The Server (Request Security) policy can be used for both servers and workstations. With this policy, the computer will attempt to secure all outbound transmissions, assuming that the machine it’s communicating with offers IP security. The basic premise of this policy is that it always requests a secure channel, but security isn’t an absolute requirement.

Anatomy of an IP security policy
Now that you know something about the three predefined IP security policies, let’s take a look at the anatomy of an IP security policy. Right-click on a policy you’d like to examine and select the Properties command from the resulting context menu. You’ll see the policy’s properties sheet. By default, the Rules tab is selected. The main portion of the Rules tab displays various types of IP traffic and the filter action associated with them. For example, the Server (Request Security) policy is set to request security for all IP traffic but to permit all ICMP traffic. Each item on the list is considered to be a rule. Each rule contains an IP filter, a filter action, and an authentication type. You can add or remove rules with the Add and Remove buttons. You can also modify an existing rule by selecting the rule and clicking Edit.

When you click the Edit button, you’ll see the Edit Rule properties sheet. By default, the IP Filter List tab is selected. This tab allows you to choose between IP traffic and ICMP traffic.

The Filter Action tab allows you to choose between Permit, Request Security, and Require Security. You can also create custom filter actions.

The next tab is Authentication Method. By default, the rules are set to use Kerberos for authentication. However, if you have a certificate authority in your organization, you can tell the rule to use a digital certificate instead of relying strictly on Kerberos. You can see an example of this in Figure B.

Figure B
You can set up a rule to use a digital certificate for authentication.

Unless you’re using a VPN, you won’t have to worry about using the next tab, Tunnel Settings. If you are using a VPN, simply specify the tunnel’s endpoint.

The final tab is Connection Type, which allows you to specify whether the rule should apply to only LAN-based connections or to all network connections.

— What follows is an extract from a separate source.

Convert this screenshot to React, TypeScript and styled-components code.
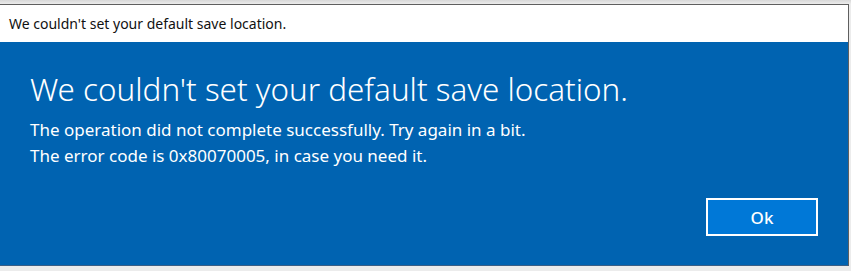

The policy’s properties sheet also has a General tab, which contains the policy’s name and description and a field that tells Windows how often it should check for policy changes. You can also click the Advanced button to access the Key Exchange settings dialog box, which lets you control how often a new encryption key is generated. You can control the generation of new keys by minutes, sessions, or both. The more frequently new keys are generated, the more secure the session; however, more frequent key exchanges place more overhead on the server. The Key Exchange dialog box’s Methods button lets you control which encryption methods are used.

Creating a new IP security policy
Creating a new rule is almost identical to modifying an existing rule. Right-click on the IP Security Policies On Active Directory container and select the Create IP Security Policy command from the resulting context menu. Windows will launch a wizard that asks you to fill in the same basic information required for the default policies.

Applying IP security policies
It’s important to remember that IPSec policies that have been applied to a domain will override local IPSec policies for computers that are members of that domain, and that IPSec policies are hierarchical. For example, IPSec policies that have been applied to an organizational unit will override policies that were applied to a domain for members of that organizational unit. Likewise, IPSec policies applied to lower-level organizational units will override IPSec policies applied to higher-level organizational units. One IPSec policy will always override another policy; the two policies will never merge. Given the way IPSec policies function within the context of Active Directory, you can see that the easiest way to apply IPSec policies is to apply them to the highest possible level of Active Directory and to not attempt to overlap multiple IPSec policies.

When you activate an IPSec policy, you’re actually assigning the policy to a group policy object. There are some strange side effects associated with doing so, though. One is that if you delete a group policy object that references an IPSec policy, the IPSec policy will remain in effect. To keep the IPSec policy from remaining in effect, you must unassign the policy before deleting the group policy object. If you neglect to unassign the IPSec policy, the IPSec policy agent will simply assume that it’s having trouble finding the group policy object that’s associated with it and will use a cached copy. As you can see, group policy objects and IPSec policies are two separate entities that work closely with each other. To avoid problems, I recommend backing up the IPSec policies any time you back up the group policy objects.

Figure C
You can assign IP security policies through the Domain Security Policy console.

For the purposes of this example, I’ll apply the Server (Request Security) on a domain basis. To apply an IP Security policy to a domain, select Administrative Tools | Domain Security Policy. Navigate through the console tree to Windows Settings | Security Settings | IP Security Policies On Active Directory. You’ll see the available IPSec policies appear in the list to the right. Right-click on the policy you’d like to enable and select the Assign command from the resulting context menu. You’ll see the Policy Assigned column change to Yes, as shown in Figure C.

Testing your IP security policies
It doesn’t do any good to implement an IP security policy if you don’t know whether your transmissions are actually being encrypted. Fortunately, there’s a little-known utility, IP Security Monitor, included with Windows 2000 that allows you to verify that your IPSec policies are indeed working.

To access this utility, enter the IPSECMON command at the Run prompt. You can verify at a glance that the IP security policies you’ve assigned are working (see Figure D).

Figure D
You can use the IP Security Monitor program to verify that your IP security policies are working.

With the amount of sniffing and cracking going on these days, it’s critical that your data be transmitted as securely as possible. Although IPSec, in and of itself, is not enough to ensure 100 percent data security, it is certainly a solid starting block. With that starting block in place, share out your public keys between server and clients and you’ll be ready, with your well-designed IPSec policies, to do some encrypted file sharing.